::: Available data :::

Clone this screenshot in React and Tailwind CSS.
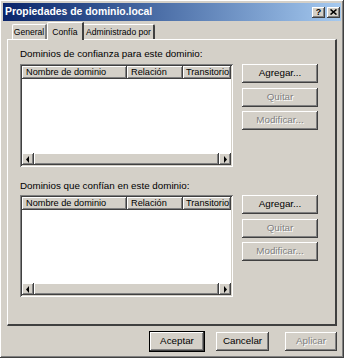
const raised =
  "shadow-[inset_-1px_-1px_#404040,inset_1px_1px_#ffffff,inset_-2px_-2px_#808080,inset_2px_2px_#d4d0c8]";
const sunken =
  "shadow-[inset_1px_1px_#808080,inset_-1px_-1px_#ffffff,inset_2px_2px_#404040,inset_-2px_-2px_#d4d0c8]";

function Btn({ label, disabled, isDefault, className = "" }) {
  return (
    <div
      className={`${className} h-[19px] flex items-center justify-center bg-[#d4d0c8] ${
        isDefault ? "outline outline-1 outline-black" : ""
      } ${raised}`}
    >
      <span
        className={
          disabled
            ? "text-[#808080] [text-shadow:1px_1px_0_#ffffff]"
            : "text-black"
        }
      >
        {label}
      </span>
    </div>
  );
}

function Arrow({ dir }) {
  return (
    <div className={`w-[12px] h-full bg-[#d4d0c8] flex items-center justify-center ${raised}`}>
      <svg width="4" height="7" viewBox="0 0 4 7">
        {dir === "left" ? (
          <path d="M3 0 L0 3.5 L3 7 Z" fill="#000" />
        ) : (
          <path d="M1 0 L4 3.5 L1 7 Z" fill="#000" />
        )}
      </svg>
    </div>
  );
}

function DomainList({ height }) {
  return (
    <div className={`w-[213px] bg-white p-[2px] flex flex-col ${sunken}`} style={{ height }}>
      <div className="flex h-[13px] shrink-0 whitespace-nowrap overflow-hidden text-[9.2px]">
        <div className={`w-[105px] pl-[4px] flex items-center bg-[#d4d0c8] ${raised}`}>Nombre de dominio</div>
        <div className={`w-[56px] pl-[4px] flex items-center bg-[#d4d0c8] ${raised}`}>Relación</div>
        <div className={`flex-1 pl-[3px] flex items-center bg-[#d4d0c8] overflow-hidden ${raised}`}>Transitorio</div>
      </div>
      <div className="flex-1" />
      <div className="flex h-[12px] shrink-0 bg-[#e6e3de]">
        <Arrow dir="left" />
        <div className={`flex-1 bg-[#d4d0c8] ${raised}`} />
        <Arrow dir="right" />
      </div>
    </div>
  );
}

function Section({ label, labelTop, rowTop, listHeight }) {
  return (
    <div>
      <div className="h-[11px] leading-[11px] whitespace-nowrap" style={{ marginTop: labelTop }}>
        {label}
      </div>
      <div className="flex" style={{ marginTop: rowTop }}>
        <DomainList height={listHeight} />
        <div className="ml-[9px] w-[76px] flex flex-col">
          <Btn label="Agregar..." className="w-full" />
          <Btn label="Quitar" disabled className="w-full mt-[5px]" />
          <Btn label="Modificar..." disabled className="w-full mt-[4px]" />
        </div>
      </div>
    </div>
  );
}

export default function App() {
  return (
    <div
      className={`w-[344px] h-[358px] bg-[#d4d0c8] p-[3px] text-[9.8px] text-black ${raised}`}
      style={{ fontFamily: '"Liberation Sans", Arial, sans-serif' }}
    >
      {/* title bar */}
      <div className="h-[18px] flex items-center justify-between pl-[2px] pr-[1px] bg-gradient-to-r from-[#0a246a] to-[#a6caf0]">
        <span className="text-white font-bold text-[10.4px]">Propiedades de dominio.local</span>
        <div className="flex gap-[2px]">
          <div className={`w-[13px] h-[11px] flex items-center justify-center bg-[#d4d0c8] font-bold text-[9px] leading-none ${raised}`}>?</div>
          <div className={`w-[13px] h-[11px] flex items-center justify-center bg-[#d4d0c8] ${raised}`}>
            <svg width="7" height="6" viewBox="0 0 7 6">
              <path d="M0.5 0.5 L6.5 5.5 M6.5 0.5 L0.5 5.5" stroke="#000" strokeWidth="1.6" />
            </svg>
          </div>
        </div>
      </div>

      {/* tabs */}
      <div className="px-[4px]">
        <div className="flex items-end h-[18px] pl-[5px] whitespace-nowrap text-[8.6px]">
          <div className="w-[35px] h-[15px] flex items-center justify-center border-l border-t border-white border-r-2 border-r-[#808080] rounded-tl-[2px]">
            General
          </div>
          <div className="relative z-10 -mb-[1px] w-[37px] h-[18px] flex items-start pt-[3px] justify-center bg-[#d4d0c8] border-l border-t border-white border-r-2 border-r-[#404040] rounded-tl-[2px]">
            Confía
          </div>
          <div className="w-[71px] h-[15px] flex items-center justify-center border-t border-white border-r-2 border-r-[#404040] rounded-tr-[2px]">
            Administrado por
          </div>
        </div>

        {/* panel */}
        <div className="h-[287px] border-l border-t border-white border-r-2 border-r-[#404040] border-b-2 border-b-[#404040] pl-[12px]">
          <Section
            label="Dominios de confianza para este dominio:"
            labelTop="8px"
            rowTop="5px"
            listHeight="103px"
          />
          <Section
            label="Dominios que confían en este dominio:"
            labelTop="13px"
            rowTop="4px"
            listHeight="102px"
          />
        </div>

        {/* bottom buttons */}
        <div className="flex justify-end mt-[6px]">
          <Btn label="Aceptar" isDefault className="w-[54px]" />
          <Btn label="Cancelar" className="w-[53px] ml-[12px]" />
          <Btn label="Aplicar" disabled className="w-[52px] ml-[16px]" />
        </div>
      </div>
    </div>
  );
}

:::

Exercise brief
Retype the data above exactly; pictures are not part of the copy.

Result of the task
Clone this screenshot in React and Tailwind CSS.
const raised =
  "shadow-[inset_-1px_-1px_#404040,inset_1px_1px_#ffffff,inset_-2px_-2px_#808080,inset_2px_2px_#d4d0c8]";
const sunken =
  "shadow-[inset_1px_1px_#808080,inset_-1px_-1px_#ffffff,inset_2px_2px_#404040,inset_-2px_-2px_#d4d0c8]";

function Btn({ label, disabled, isDefault, className = "" }) {
  return (
    <div
      className={`${className} h-[19px] flex items-center justify-center bg-[#d4d0c8] ${
        isDefault ? "outline outline-1 outline-black" : ""
      } ${raised}`}
    >
      <span
        className={
          disabled
            ? "text-[#808080] [text-shadow:1px_1px_0_#ffffff]"
            : "text-black"
        }
      >
        {label}
      </span>
    </div>
  );
}

function Arrow({ dir }) {
  return (
    <div className={`w-[12px] h-full bg-[#d4d0c8] flex items-center justify-center ${raised}`}>
      <svg width="4" height="7" viewBox="0 0 4 7">
        {dir === "left" ? (
          <path d="M3 0 L0 3.5 L3 7 Z" fill="#000" />
        ) : (
          <path d="M1 0 L4 3.5 L1 7 Z" fill="#000" />
        )}
      </svg>
    </div>
  );
}

function DomainList({ height }) {
  return (
    <div className={`w-[213px] bg-white p-[2px] flex flex-col ${sunken}`} style={{ height }}>
      <div className="flex h-[13px] shrink-0 whitespace-nowrap overflow-hidden text-[9.2px]">
        <div className={`w-[105px] pl-[4px] flex items-center bg-[#d4d0c8] ${raised}`}>Nombre de dominio</div>
        <div className={`w-[56px] pl-[4px] flex items-center bg-[#d4d0c8] ${raised}`}>Relación</div>
        <div className={`flex-1 pl-[3px] flex items-center bg-[#d4d0c8] overflow-hidden ${raised}`}>Transitorio</div>
      </div>
      <div className="flex-1" />
      <div className="flex h-[12px] shrink-0 bg-[#e6e3de]">
        <Arrow dir="left" />
        <div className={`flex-1 bg-[#d4d0c8] ${raised}`} />
        <Arrow dir="right" />
      </div>
    </div>
  );
}

function Section({ label, labelTop, rowTop, listHeight }) {
  return (
    <div>
      <div className="h-[11px] leading-[11px] whitespace-nowrap" style={{ marginTop: labelTop }}>
        {label}
      </div>
      <div className="flex" style={{ marginTop: rowTop }}>
        <DomainList height={listHeight} />
        <div className="ml-[9px] w-[76px] flex flex-col">
          <Btn label="Agregar..." className="w-full" />
          <Btn label="Quitar" disabled className="w-full mt-[5px]" />
          <Btn label="Modificar..." disabled className="w-full mt-[4px]" />
        </div>
      </div>
    </div>
  );
}

export default function App() {
  return (
    <div
      className={`w-[344px] h-[358px] bg-[#d4d0c8] p-[3px] text-[9.8px] text-black ${raised}`}
      style={{ fontFamily: '"Liberation Sans", Arial, sans-serif' }}
    >
      {/* title bar */}
      <div className="h-[18px] flex items-center justify-between pl-[2px] pr-[1px] bg-gradient-to-r from-[#0a246a] to-[#a6caf0]">
        <span className="text-white font-bold text-[10.4px]">Propiedades de dominio.local</span>
        <div className="flex gap-[2px]">
          <div className={`w-[13px] h-[11px] flex items-center justify-center bg-[#d4d0c8] font-bold text-[9px] leading-none ${raised}`}>?</div>
          <div className={`w-[13px] h-[11px] flex items-center justify-center bg-[#d4d0c8] ${raised}`}>
            <svg width="7" height="6" viewBox="0 0 7 6">
              <path d="M0.5 0.5 L6.5 5.5 M6.5 0.5 L0.5 5.5" stroke="#000" strokeWidth="1.6" />
            </svg>
          </div>
        </div>
      </div>

      {/* tabs */}
      <div className="px-[4px]">
        <div className="flex items-end h-[18px] pl-[5px] whitespace-nowrap text-[8.6px]">
          <div className="w-[35px] h-[15px] flex items-center justify-center border-l border-t border-white border-r-2 border-r-[#808080] rounded-tl-[2px]">
            General
          </div>
          <div className="relative z-10 -mb-[1px] w-[37px] h-[18px] flex items-start pt-[3px] justify-center bg-[#d4d0c8] border-l border-t border-white border-r-2 border-r-[#404040] rounded-tl-[2px]">
            Confía
          </div>
          <div className="w-[71px] h-[15px] flex items-center justify-center border-t border-white border-r-2 border-r-[#404040] rounded-tr-[2px]">
            Administrado por
          </div>
        </div>

        {/* panel */}
        <div className="h-[287px] border-l border-t border-white border-r-2 border-r-[#404040] border-b-2 border-b-[#404040] pl-[12px]">
          <Section
            label="Dominios de confianza para este dominio:"
            labelTop="8px"
            rowTop="5px"
            listHeight="103px"
          />
          <Section
            label="Dominios que confían en este dominio:"
            labelTop="13px"
            rowTop="4px"
            listHeight="102px"
          />
        </div>

        {/* bottom buttons */}
        <div className="flex justify-end mt-[6px]">
          <Btn label="Aceptar" isDefault className="w-[54px]" />
          <Btn label="Cancelar" className="w-[53px] ml-[12px]" />
          <Btn label="Aplicar" disabled className="w-[52px] ml-[16px]" />
        </div>
      </div>
    </div>
  );
}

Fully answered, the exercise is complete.